During a pause in my grading, my eldest child (age 13) related this conversation to me, which I am sharing with her permission.*

On a recent drive to a trumpet lesson, my father and I were speculating the social role of Santa Claus as compared to his elves. We managed to come up with two different possible theories that took account of the many different factors that were present in Santa’s supposed habits.

My dad’s theory was that Santa was a zombie. Not one of those brain-munching decomposing corpses that constitute the modern definition of zombies, but a zombie in the voodoo sense. Basically, a flesh puppet; a person under mind control that was being used to perform a task. He came to the conclusion that the elves brought Santa back every year to play a leadership role. According to my dad, resurrecting Santa was all the elves could do autonomously.

You can read more about how to make an old-school zombie in this excellent post from the archives of Cocktail Party Physics. Kids, be sure to get a parent's permission first!
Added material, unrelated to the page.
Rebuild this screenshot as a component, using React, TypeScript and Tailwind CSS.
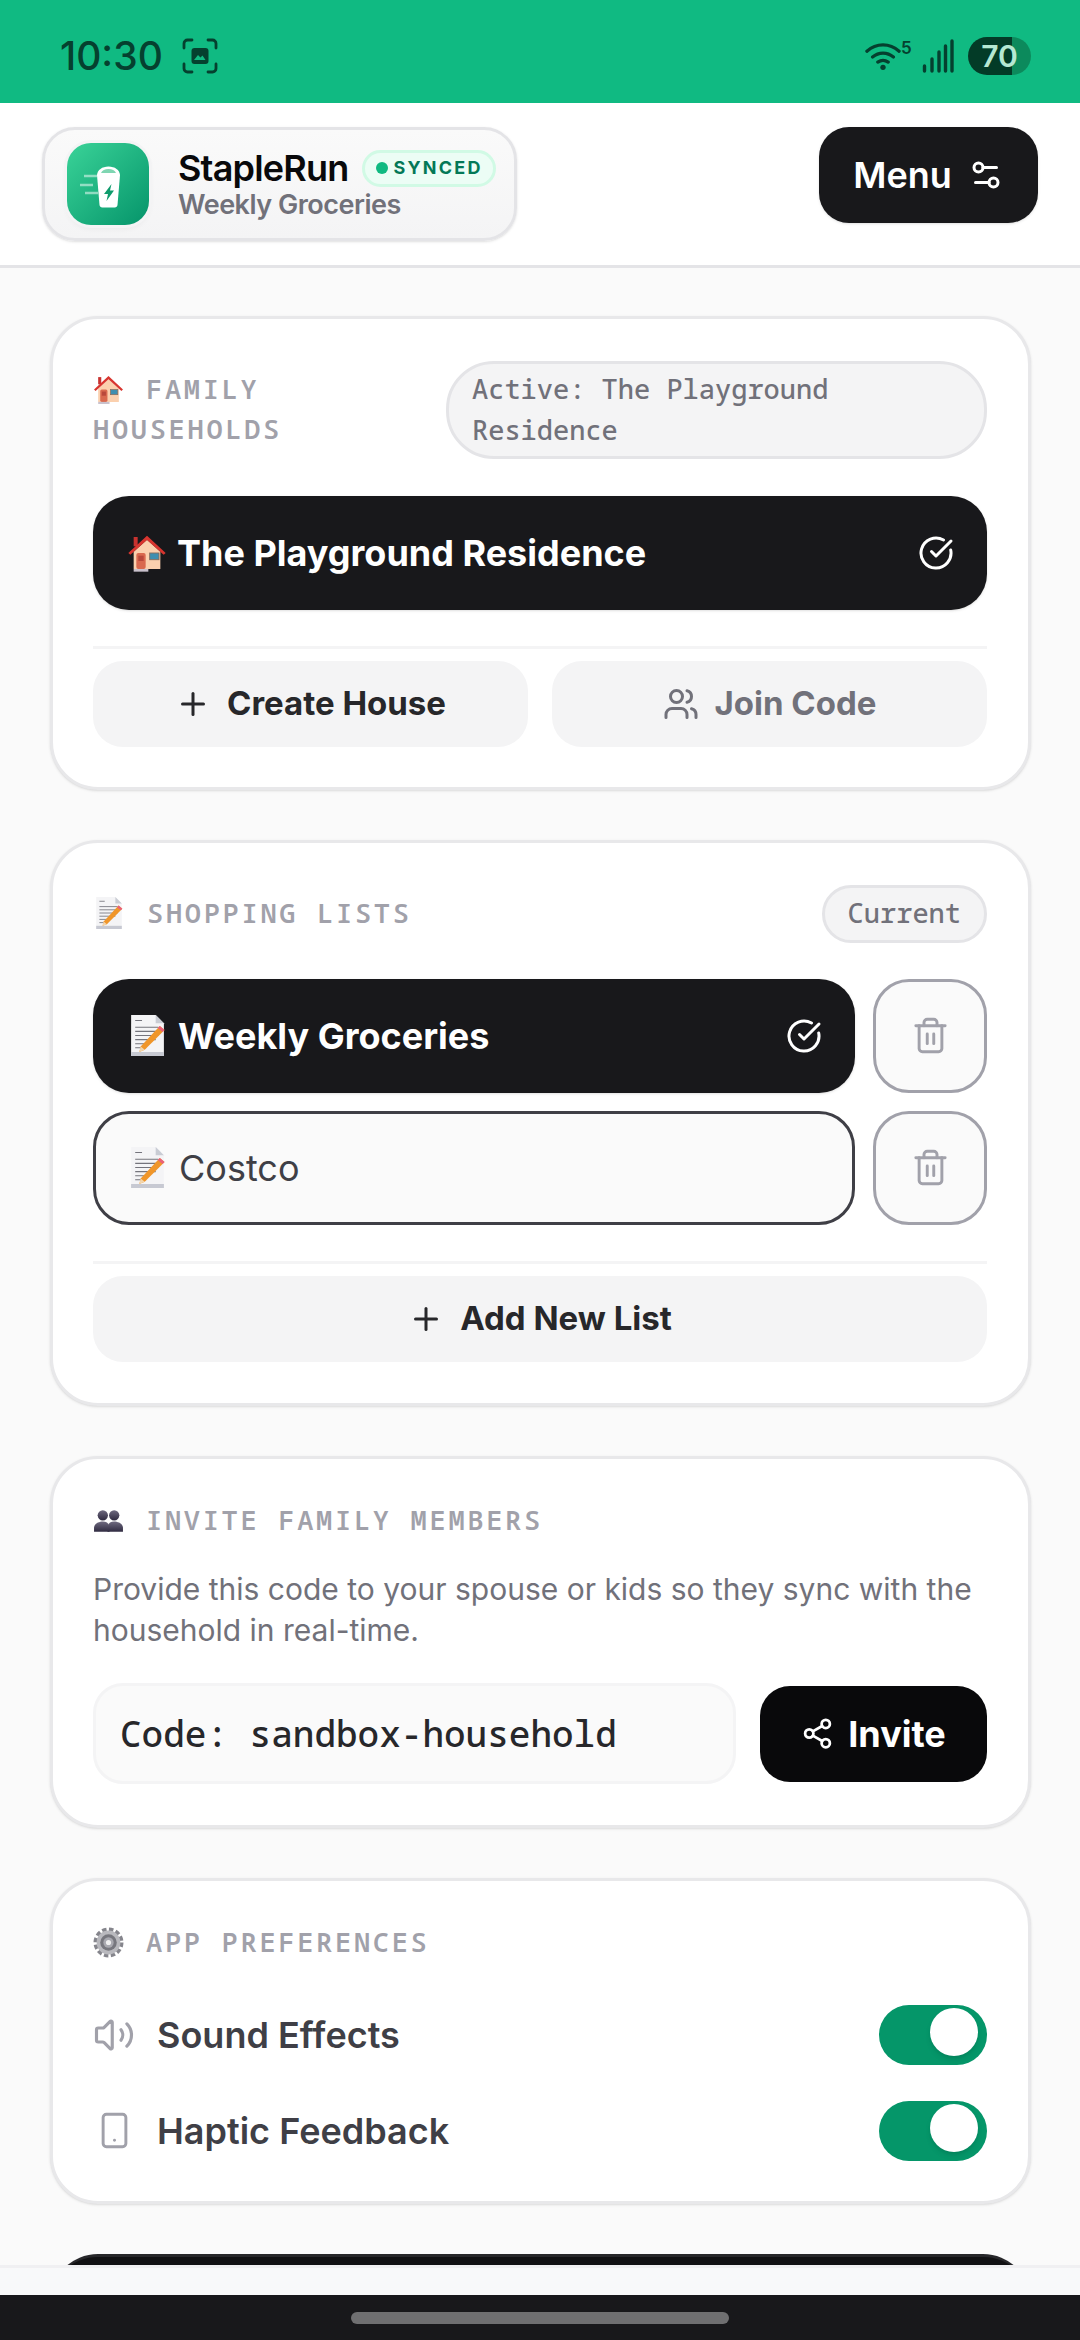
import { CircleCheckBig, Plus, Settings2, Share2, Smartphone, Trash2, Users, Volume2 } from 'lucide-react';
import type { ReactNode } from 'react';

function HouseEmoji({ size }: { size: number }) {
  return (
    <svg width={size} height={size} viewBox="0 0 30 30" className="shrink-0">
      <rect x="5" y="3" width="3" height="7" fill="#c8322f" />
      <path d="M5 14 15 5l10 9v13H5z" fill="#fbd0ae" />
      <path d="M1 15 15 2l14 13-1.500 1.400L15 5.200 2.500 16.400z" fill="#d8352f" />
      <rect x="7" y="15" width="7" height="12" rx="1.500" fill="#d9694f" />
      <rect x="8.500" y="17" width="4" height="4" fill="#b9483b" />
      <rect x="17" y="15" width="7" height="5" fill="#3f8fb0" stroke="#8a6d5c" strokeWidth="0.700" />
      <rect x="5" y="27" width="11" height="2" fill="#c9c1cc" />
    </svg>
  );
}

function MemoEmoji({ size }: { size: number }) {
  return (
    <svg width={size} height={size} viewBox="0 0 30 30" className="shrink-0">
      <path d="M3 0h18l6 6v24H3z" fill="#f4f4f6" />
      <path d="M21 0v6h6z" fill="#c9ccd4" />
      <path d="M3 27h24v3H3z" fill="#c7c9d2" />
      <path d="M6 4h5M6 9h17M6 12h17M6 15h17M6 18h15M6 21h10M6 24h8" stroke="#74747c" strokeWidth="0.800" />
      <path d="M10 23 24 8l3.500 3L13 25.500l-4 1.500z" fill="#f0962a" />
      <path d="M24 8l3.500 3-1.500 1.500-3.500-3z" fill="#e9607a" />
      <path d="M10 23l3 2.500-4 1.500z" fill="#f2d6ae" />
    </svg>
  );
}

function BustsEmoji({ size }: { size: number }) {
  return (
    <svg width={size} height={size} viewBox="0 0 30 30" className="shrink-0">
      <defs>
        <linearGradient id="bust" x1="0" y1="0" x2="0" y2="1">
          <stop offset="0" stopColor="#6f6a80" />
          <stop offset="1" stopColor="#2f2a40" />
        </linearGradient>
      </defs>
      <circle cx="20.500" cy="10" r="5" fill="url(#bust)" />
      <path d="M14 26v-4c0-4 3-6 6.500-6s8.500 2 8.500 6v4z" fill="url(#bust)" />
      <circle cx="9.500" cy="10" r="5" fill="url(#bust)" />
      <path d="M1 26v-4c0-4 5-6 8.500-6s6.500 2 6.500 6v4z" fill="url(#bust)" />
    </svg>
  );
}

function GearEmoji({ size }: { size: number }) {
  return (
    <svg width={size} height={size} viewBox="0 0 30 30" className="shrink-0">
      <circle cx="15" cy="15" r="12.500" fill="none" stroke="#85858c" strokeWidth="4" strokeDasharray="4.200 2.350" />
      <circle cx="15" cy="15" r="11.500" fill="#b9b9be" />
      <circle cx="15" cy="15" r="8" fill="#77777e" />
      <circle cx="15" cy="15" r="5" fill="#a9a9b0" />
      <circle cx="15" cy="15" r="2.500" fill="#eeeeef" />
    </svg>
  );
}

function LogoIcon() {
  return (
    <svg width="82" height="82" viewBox="0 0 82 82" fill="none">
      <path d="M17 33h13M13 42h13M18 50h13" stroke="#ffffff" strokeOpacity="0.5" strokeWidth="2.500" />
      <path d="M30 32c.5-5 5-8.500 11.500-8.500S52.500 27 53 32l-2.500 30c-.2 1.500-1.200 2.500-2.800 2.500H35.300c-1.600 0-2.600-1-2.800-2.500z" fill="#ffffff" />
      <path d="M34 30c1-2.500 4-4 7.500-4s6.500 1.500 7.500 4z" fill="#7fd6b2" />
      <path d="M44.500 41 37 51h4l-1.500 7L47 47.500h-4z" fill="#0f9b6c" />
    </svg>
  );
}

function ScreenshotIcon() {
  return (
    <svg width="36" height="36" viewBox="0 0 36 36" fill="none" stroke="#05402f" strokeWidth="2.800" strokeLinecap="round">
      <path d="M10 2H5.500A3.500 3.500 0 0 0 2 5.500V10M26 2h4.500A3.500 3.500 0 0 1 34 5.500V10M10 34H5.500A3.500 3.500 0 0 1 2 30.500V26M26 34h4.500a3.500 3.500 0 0 0 3.500-3.500V26" />
      <rect x="9.500" y="10" width="17" height="16" rx="3" fill="#05402f" stroke="none" />
      <path d="M12 22l4-5 2.500 2.500 2-2 3 4.500z" fill="#10b981" stroke="none" />
    </svg>
  );
}

function WifiIcon() {
  return (
    <svg width="36" height="30" viewBox="0 0 38 30" fill="none" stroke="#05402f" strokeWidth="3.400" strokeLinecap="round">
      <path d="M2 10c10-9 24-9 34 0M8 16c6.500-5.500 15.500-5.500 22 0M13.500 21.500c3.500-2.500 7.500-2.500 11 0" />
      <circle cx="19" cy="27" r="2.800" fill="#05402f" stroke="none" />
    </svg>
  );
}

function SignalIcon() {
  return (
    <svg width="32" height="34" viewBox="0 0 32 34" fill="none" stroke="#05402f" strokeWidth="3.400" strokeLinecap="round">
      <path d="M2.500 27v5M10 20v12M17 13v19M23.500 7v25M30 2v30" />
    </svg>
  );
}

function StatusBar() {
  return (
    <div className="flex h-[103px] items-center justify-between bg-[#10ba82] pt-[8px] pl-[60px] pr-[49px]">
      <div className="flex items-center gap-[19px]">
        <span className="text-[39px] leading-none font-medium text-[#05402f]">10:30</span>
        <ScreenshotIcon />
      </div>
      <div className="flex items-center">
        <WifiIcon />
        <span className="mb-[14px] w-[11px] text-[17px] leading-none font-semibold text-[#05402f]">5</span>
        <span className="ml-[10px] flex">
          <SignalIcon />
        </span>
        <div className="ml-[14px] flex h-[38px] w-[63px] items-center justify-center rounded-full bg-[linear-gradient(to_right,#033b27_70%,#0c8a5c_70%)] text-[30px] leading-none font-semibold text-[#b5e8d2]">
          70
        </div>
      </div>
    </div>
  );
}

function Header() {
  return (
    <div className="flex h-[165px] items-start justify-between border-b-[3px] border-[#e4e4e7] bg-white pt-[24px] pl-[42px] pr-[42px]">
      <div className="flex h-[114px] w-[475px] items-center gap-[29px] rounded-[33px] border-[3px] border-[#e4e4e7] bg-[linear-gradient(to_bottom,#fafafa,#f4f4f5)] pl-[22px] shadow-sm">
        <div className="h-[82px] w-[82px] shrink-0 rounded-[24px] bg-[linear-gradient(135deg,#3ad398,#05946a)] shadow-[0_0_0_3px_#f4f4f5,0_3px_6px_rgba(0,0,0,0.06)]">
          <LogoIcon />
        </div>
        <div className="flex flex-col">
          <div className="flex items-center gap-[13px]">
            <span className="text-[36px] leading-[42px] font-semibold tracking-[-0.8px] text-[#09090b]">StapleRun</span>
            <span className="flex h-[37px] w-[134px] items-center gap-[6px] rounded-full border-[3px] border-[#d1fae5] bg-[#ecfdf5] pl-[11px] text-[18px] leading-none font-bold tracking-[2.200px] text-[#047857]">
              <span className="h-[12px] w-[12px] rounded-full bg-[#10b981]" />
              SYNCED
            </span>
          </div>
          <span className="text-[27px] leading-[32px] font-semibold tracking-[-0.5px] text-[#71717a]">Weekly Groceries</span>
        </div>
      </div>
      <button className="flex h-[96px] w-[219px] items-center justify-center gap-[16px] rounded-[30px] bg-[#18181b] text-[36px] font-semibold text-white shadow-sm">
        Menu
        <Settings2 size={36} strokeWidth={2} />
      </button>
    </div>
  );
}

function Card({ children }: { children: ReactNode }) {
  return (
    <section className="rounded-[48px] border-[3px] border-[#e8e8ea] bg-white px-[40.5px] pt-[42px] pb-[40px] shadow-sm">
      {children}
    </section>
  );
}

function Heading({ icon, children }: { icon: ReactNode; children: ReactNode }) {
  return (
    <h2 className="-translate-y-[1px] font-['Noto_Sans_Mono','DejaVu_Sans_Mono',monospace] text-[27px] leading-[40.5px] font-semibold tracking-[2.700px] text-[#a1a1aa] uppercase">
      <span className="mr-[22px] inline-flex h-[20px] items-center align-[-6px]">{icon}</span>
      {children}
    </h2>
  );
}

function Pill({ children, className }: { children: ReactNode; className?: string }) {
  return (
    <span className={`rounded-[48px] border-[3px] border-[#e4e4e7] bg-[#f4f4f5] px-[23px] pt-[5px] pb-[6px] font-['Noto_Sans_Mono','DejaVu_Sans_Mono',monospace] text-[27px] leading-[40.5px] font-medium text-[#71717a] ${className ?? ''}`}>
      {children}
    </span>
  );
}

function ActiveRow({ emoji, label }: { emoji: ReactNode; label: string }) {
  return (
    <div className="flex h-[114px] min-w-0 flex-1 items-center rounded-[36px] bg-[#18181b] pl-[34px] pr-[33px] text-white shadow-sm">
      {emoji}
      <span className="ml-[10px] flex-1 text-[36px] font-bold">{label}</span>
      <CircleCheckBig size={36} strokeWidth={2} />
    </div>
  );
}

function GhostButton({ children, muted }: { children: ReactNode; muted?: boolean }) {
  return (
    <button className={`flex h-[86px] flex-1 items-center justify-center gap-[16px] rounded-[30px] bg-[#f4f4f5] text-[33px] font-bold ${muted ? 'text-[#71717a]' : 'text-[#27272a]'}`}>
      {children}
    </button>
  );
}

function TrashButton() {
  return (
    <button className="flex h-[114px] w-[114px] shrink-0 items-center justify-center rounded-[36px] border-[3px] border-[#a1a1aa] bg-[#fafafa] text-[#a1a1aa]">
      <Trash2 size={39} strokeWidth={1.800} />
    </button>
  );
}

function Toggle() {
  return (
    <div className="flex h-[60px] w-[108px] justify-end rounded-full bg-[#059669] pt-[3px] pr-[9px]">
      <div className="h-[48px] w-[48px] rounded-full bg-white shadow-md" />
    </div>
  );
}

function PrefRow({ icon, label }: { icon: ReactNode; label: string }) {
  return (
    <div className="flex h-[60px] items-center">
      <span className="flex w-[42px] justify-center text-[#a1a1aa]">{icon}</span>
      <span className="ml-[22px] flex-1 text-[36px] font-semibold text-[#3f3f46]">{label}</span>
      <Toggle />
    </div>
  );
}

export default function App() {
  return (
    <div className="flex h-[2340px] flex-col overflow-hidden bg-[#fafafa] font-['Inter',sans-serif]">
      <StatusBar />
      <Header />

      <main className="flex min-h-0 flex-1 flex-col gap-[50px] overflow-hidden px-[49.5px] pt-[48px]">
        <Card>
          <div className="flex items-center justify-between">
            <Heading icon={<HouseEmoji size={31} />}>
              Family
              <br />
              Households
            </Heading>
            <Pill className="w-[541px]">Active: The Playground Residence</Pill>
          </div>
          <div className="mt-[37px] flex">
            <ActiveRow emoji={<HouseEmoji size={40} />} label="The Playground Residence" />
          </div>
          <div className="mt-[36px] border-t-[3px] border-[#f4f4f5] pt-[12px]">
            <div className="flex gap-[24px]">
              <GhostButton>
                <Plus size={36} strokeWidth={2} />
                Create House
              </GhostButton>
              <GhostButton muted>
                <Users size={36} strokeWidth={2} />
                Join Code
              </GhostButton>
            </div>
          </div>
        </Card>

        <Card>
          <div className="flex items-center justify-between">
            <Heading icon={<MemoEmoji size={32} />}>Shopping Lists</Heading>
            <Pill>Current</Pill>
          </div>
          <div className="mt-[36px] flex flex-col gap-[18px]">
            <div className="flex gap-[18px]">
              <ActiveRow emoji={<MemoEmoji size={41} />} label="Weekly Groceries" />
              <TrashButton />
            </div>
            <div className="flex gap-[18px]">
              <div className="flex h-[114px] flex-1 items-center rounded-[36px] border-[3px] border-[#3f3f46] bg-[#fafafa] pl-[31px] text-[36px] text-[#3f3f46]">
                <MemoEmoji size={41} />
                <span className="ml-[11px]">Costco</span>
              </div>
              <TrashButton />
            </div>
          </div>
          <div className="mt-[36px] border-t-[3px] border-[#f4f4f5] pt-[12px]">
            <div className="flex">
              <GhostButton>
                <Plus size={36} strokeWidth={2} />
                Add New List
              </GhostButton>
            </div>
          </div>
          <div className="h-[1px]" />
        </Card>

        <Card>
          <Heading icon={<BustsEmoji size={31} />}>Invite Family Members</Heading>
          <p className="mt-[28px] text-[30px] leading-[41px] text-[#71717a]">
            Provide this code to your spouse or kids so they sync with the household in real-time.
          </p>
          <div className="mt-[32px] mb-[1px] flex items-center gap-[24px]">
            <div className="flex h-[101px] flex-1 items-center rounded-[30px] border-[3px] border-[#f4f4f5] bg-[#fafafa] pl-[24px] font-['Noto_Sans_Mono','DejaVu_Sans_Mono',monospace] text-[36px] font-medium text-[#27272a]">
              Code: sandbox-household
            </div>
            <button className="flex h-[96px] w-[227px] items-center justify-center gap-[14px] rounded-[30px] bg-[#09090b] text-[36px] font-bold text-white">
              <Share2 size={33} strokeWidth={2} />
              Invite
            </button>
          </div>
        </Card>

        <Card>
          <Heading icon={<GearEmoji size={31} />}>App Preferences</Heading>
          <div className="mt-[41px] flex flex-col gap-[36px]">
            <PrefRow icon={<Volume2 size={42} strokeWidth={1.800} />} label="Sound Effects" />
            <PrefRow icon={<Smartphone size={39} strokeWidth={1.800} />} label="Haptic Feedback" />
          </div>
        </Card>

        <div className="h-[114px] shrink-0 rounded-[48px] border-t-[3px] border-[#27272a] bg-[#111113]" />
      </main>

      <div className="h-[30px] shrink-0 border-t-[3px] border-[#f0f0f2] bg-[#f8f9fa]" />
      <div className="flex h-[45px] shrink-0 items-center justify-center bg-[#18181b]">
        <div className="h-[12px] w-[378px] rounded-full bg-[#6f6f71]" />
      </div>
    </div>
  );
}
My theory was a bit more complex, and seemed more feasible to me. I hypothesized that Santa and his elves were like an ant or bee colony, with Santa as the “queen” and the elves as the workers. I proposed that milk and cookies were like the royal jelly. If an elf was given milk and/or cookies, it would metamorphose into another Santa and would challenge the existing Santa’s dominance. What would follow would be an intense and potentially disastrous Santa-on-Santa battle.

So my kids haven't exactly outgrown speculating about Santa, but that speculation seems to have gone in an interesting direction. One wonders how many scientific careers can be traced back to childhood conversations where a grown-up was willing to spin theories with a kid.


*Not only did she give her permission for me to share it, but she typed it up herself.